- Task to carry out
Check each line of the data for "components" and select those that have it.

- Collected data
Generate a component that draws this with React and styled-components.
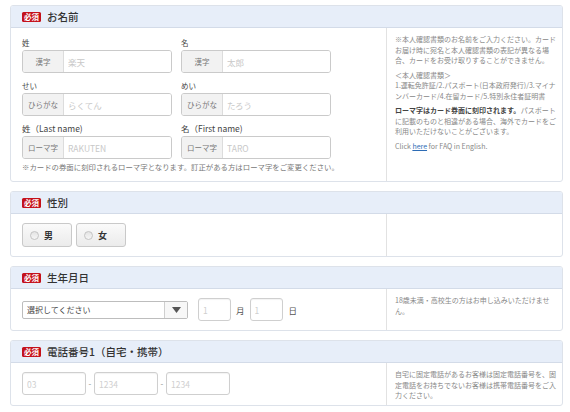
import styled, { createGlobalStyle } from 'styled-components';

const GlobalStyle = createGlobalStyle`
  body {
    margin: 0;
    background: #fff;
    font-family: "Noto Sans CJK JP", "Noto Sans", sans-serif;
    color: #333;
  }
`;

const nameFields = [
  { label: '姓', prefix: '漢字', placeholder: '楽天' },
  { label: '名', prefix: '漢字', placeholder: '太郎' },
  { label: 'せい', prefix: 'ひらがな', placeholder: 'らくてん' },
  { label: 'めい', prefix: 'ひらがな', placeholder: 'たろう' },
  { label: '姓（Last name)', prefix: 'ローマ字', placeholder: 'RAKUTEN', big: true },
  { label: '名（First name)', prefix: 'ローマ字', placeholder: 'TARO', big: true },
];

function Section({ title, side, children }) {
  return (
    <Card>
      <Header>
        <Badge>必須</Badge>
        <Title>{title}</Title>
      </Header>
      <Body>
        <Main>{children}</Main>
        <Side>{side}</Side>
      </Body>
    </Card>
  );
}

function Arrow() {
  return (
    <svg width="9" height="6" viewBox="0 0 9 6">
      <polygon points="0,0 9,0 4.5,6" fill="#555" />
    </svg>
  );
}

export default function App() {
  return (
    <Page>
      <GlobalStyle />
      <Section
        title="お名前"
        side={
          <>
            <Note>※本人確認書類のお名前をご入力ください。カードお届け時に宛名と本人確認書類の表記が異なる場合、カードをお受け取りすることができません。</Note>
            <Note>＜本人確認書類＞<br />1.運転免許証/2.パスポート(日本政府発行)/3.マイナンバーカード/4.在留カード/5.特別永住者証明書</Note>
            <Note><Strong>ローマ字はカード券面に刻印されます。</Strong>パスポートに記載のものと相違がある場合、海外でカードをご利用いただけないことがございます。</Note>
            <Note>Click <Link href="#">here</Link> for FAQ in English.</Note>
          </>
        }
      >
        <NameGrid>
          {nameFields.map((f) => (
            <Field key={f.label}>
              <Label $big={f.big}>{f.label}</Label>
              <InputGroup>
                <Prefix>{f.prefix}</Prefix>
                <TextInput placeholder={f.placeholder} />
              </InputGroup>
            </Field>
          ))}
        </NameGrid>
        <Hint>※カードの券面に刻印されるローマ字となります。訂正がある方はローマ字をご変更ください。</Hint>
      </Section>

      <Section title="性別">
        <Row>
          <RadioButton><Dot />男</RadioButton>
          <RadioButton><Dot />女</RadioButton>
        </Row>
      </Section>

      <Section
        title="生年月日"
        side={<Note>18歳未満・高校生の方はお申し込みいただけません。</Note>}
      >
        <Row>
          <Select>
            <SelectText>選択してください</SelectText>
            <SelectArrow><Arrow /></SelectArrow>
          </Select>
          <SmallInput placeholder="1" $width={33} $ml={10} />
          <Unit>月</Unit>
          <SmallInput placeholder="1" $width={33} />
          <Unit $ml={6}>日</Unit>
        </Row>
      </Section>

      <Section
        title="電話番号1（自宅・携帯）"
        side={<Note>自宅に固定電話があるお客様は固定電話番号を、固定電話をお持ちでないお客様は携帯電話番号をご入力ください。</Note>}
      >
        <Row>
          <SmallInput placeholder="03" $width={64} />
          <Dash>-</Dash>
          <SmallInput placeholder="1234" $width={64} />
          <Dash>-</Dash>
          <SmallInput placeholder="1234" $width={64} />
        </Row>
      </Section>
    </Page>
  );
}

const Page = styled.div`
  padding: 5px 7px 0 10px;
  width: 553px;
`;

const Card = styled.section`
  border: 1px solid #dde2ea;
  border-radius: 3px;
  margin-bottom: 9px;
  overflow: hidden;
`;

const Header = styled.div`
  height: 21px;
  display: flex;
  align-items: center;
  gap: 6px;
  padding-left: 11px;
  background: #e7eef9;
  border-bottom: 1px solid #d3dbe8;
`;

const Badge = styled.span`
  background: #c4111b;
  color: #fff;
  font-size: 7.5px;
  font-weight: bold;
  line-height: 10px;
  height: 10px;
  padding: 0 2px;
  border-radius: 1.5px;
`;

const Title = styled.h2`
  margin: 0;
  font-size: 10.5px;
  line-height: 14px;
  font-weight: 500;
  color: #333;
`;

const Body = styled.div`
  display: grid;
  grid-template-columns: 375px 1fr;
`;

const Main = styled.div`
  padding: 9px 11px 9px;
  display: flex;
  flex-direction: column;
  justify-content: center;
`;

const Side = styled.div`
  border-left: 1px solid #e2e2e2;
  padding: 6px 6px 4px 8px;
`;

const Note = styled.p`
  margin: 0 0 4px;
  font-size: 7px;
  line-height: 10.5px;
  color: #888;

  &:last-child {
    margin-bottom: 0;
  }
`;

const Strong = styled.strong`
  color: #444;
  margin-right: 0.5px;
`;

const Link = styled.a`
  color: #2d6cb5;
  text-decoration: underline;
`;

const NameGrid = styled.div`
  display: grid;
  grid-template-columns: 150px 150px;
  column-gap: 9px;
  row-gap: 7px;
`;

const Field = styled.div`
  display: flex;
  flex-direction: column;
  gap: 2px;
`;

const Label = styled.label`
  font-size: ${(p) => (p.$big ? '8.5px' : '7.5px')};
  line-height: 11px;
  color: #444;
`;

const InputGroup = styled.div`
  display: flex;
  height: 23px;
  border: 1px solid #cacaca;
  border-radius: 3px;
  box-sizing: border-box;
  overflow: hidden;
  box-shadow: inset 0 1px 1px rgba(0, 0, 0, 0.05);
`;

const Prefix = styled.span`
  width: 40px;
  flex: none;
  display: flex;
  align-items: center;
  justify-content: center;
  background: #f2f2f2;
  border-right: 1px solid #dcdcdc;
  font-size: 7.5px;
  color: #777;
`;

const TextInput = styled.input`
  flex: 1;
  min-width: 0;
  border: none;
  outline: none;
  padding: 0 4px;
  font-family: inherit;
  font-size: 8.5px;
  color: #333;

  &::placeholder {
    color: #c8c8c8;
  }
`;

const Hint = styled.p`
  margin: 3px 0 0;
  font-size: 7.4px;
  line-height: 10px;
  color: #777;
`;

const Row = styled.div`
  display: flex;
  align-items: center;
`;

const RadioButton = styled.label`
  width: 50px;
  height: 24px;
  box-sizing: border-box;
  margin-right: 4px;
  display: flex;
  align-items: center;
  padding-left: 7px;
  gap: 5px;
  border: 1px solid #c9c9c9;
  border-radius: 3px;
  background: linear-gradient(#fafafa, #ebebeb);
  font-size: 9px;
  font-weight: bold;
  color: #333;
`;

const Dot = styled.span`
  width: 7px;
  height: 7px;
  border-radius: 50%;
  border: 1px solid #c4c4c4;
  background: linear-gradient(#e4e4e4, #f6f6f6);
`;

const Select = styled.div`
  width: 166px;
  height: 18px;
  box-sizing: border-box;
  display: flex;
  border: 1px solid #bdbdbd;
  border-radius: 2px;
  background: #fff;
`;

const SelectText = styled.span`
  flex: 1;
  display: flex;
  align-items: center;
  padding-left: 4px;
  font-size: 8px;
  color: #444;
`;

const SelectArrow = styled.span`
  width: 22px;
  display: flex;
  align-items: center;
  justify-content: center;
  border-left: 1px solid #cfcfcf;
  background: #f7f7f7;
`;

const SmallInput = styled.input`
  width: ${(p) => p.$width}px;
  height: 23px;
  box-sizing: border-box;
  margin-left: ${(p) => p.$ml || 0}px;
  border: 1px solid #cfcfcf;
  border-radius: 3px;
  padding: 0 4px;
  font-family: inherit;
  font-size: 8.5px;
  outline: none;
  box-shadow: inset 0 1px 1px rgba(0, 0, 0, 0.05);

  &::placeholder {
    color: #cfcfcf;
  }
`;

const Unit = styled.span`
  font-size: 8.5px;
  color: #555;
  margin: 0 ${(p) => (p.$ml ? 0 : 5)}px 0 ${(p) => p.$ml || 5}px;
`;

const Dash = styled.span`
  width: 8px;
  text-align: center;
  font-size: 8px;
  color: #888;
`;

- Solution for this problem
Generate a component that draws this with React and styled-components.
import styled, { createGlobalStyle } from 'styled-components';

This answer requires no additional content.